State and Scene Enhanced Prototypes for Weakly Supervised Open-Vocabulary Object Detection
Jiaying Zhou, Qingchao Chen
TL;DR
This work tackles WS-OVOD by addressing two bottlenecks: static semantic prototypes that miss intra-class state variation and semantic mismatch between context-rich visual proposals and object-centric text embeddings. It introduces State-Enhanced Semantic Prototypes (SESP) to capture diverse object states via LLM-generated state descriptors and a generic description, and Scene-Augmented Pseudo Prototypes (SAPP) to embed contextual scene information and softly align them with weakly supervised proposals. The overall objective combines standard detection losses with a scene-alignment term, enabling end-to-end training with both detection and classification data.
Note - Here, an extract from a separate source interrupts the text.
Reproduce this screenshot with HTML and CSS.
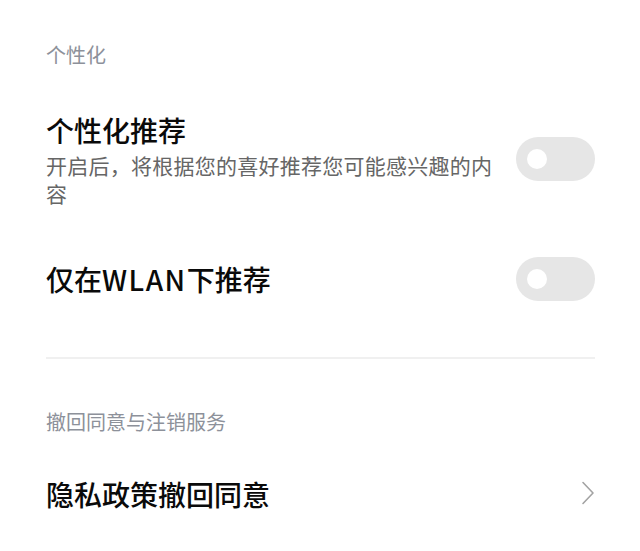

Empirical results on OV-COCO and OV-LVIS show clear gains, especially for novel categories, and cross-dataset transfer on Objects365 demonstrates strong generalization, underscoring the practical impact of richer, context-aware language-vision prototypes for open-vocabulary detection.
Abstract
Open-Vocabulary Object Detection (OVOD) aims to generalize object recognition to novel categories, while Weakly Supervised OVOD (WS-OVOD) extends this by combining box-level annotations with image-level labels. Despite recent progress, two critical challenges persist in this setting. First, existing semantic prototypes, even when enriched by LLMs, are static and limited, failing to capture the rich intra-class visual variations induced by different object states (e.g., a cat's pose). Second, the standard pseudo-box generation introduces a semantic mismatch between visual region proposals (which contain context) and object-centric text embeddings. To tackle these issues, we introduce two complementary prototype enhancement strategies. To capture intra-class variations in appearance and state, we propose the State-Enhanced Semantic Prototypes (SESP), which generates state-aware textual descriptions (e.g., "a sleeping cat") to capture diverse object appearances, yielding more discriminative prototypes. Building on this, we further introduce Scene-Augmented Pseudo Prototypes (SAPP) to address the semantic mismatch. SAPP incorporates contextual semantics (e.g., "cat lying on sofa") and utilizes a soft alignment mechanism to promote contextually consistent visual-textual representations. By integrating SESP and SAPP, our method effectively enhances both the richness of semantic prototypes and the visual-textual alignment, achieving notable improvements.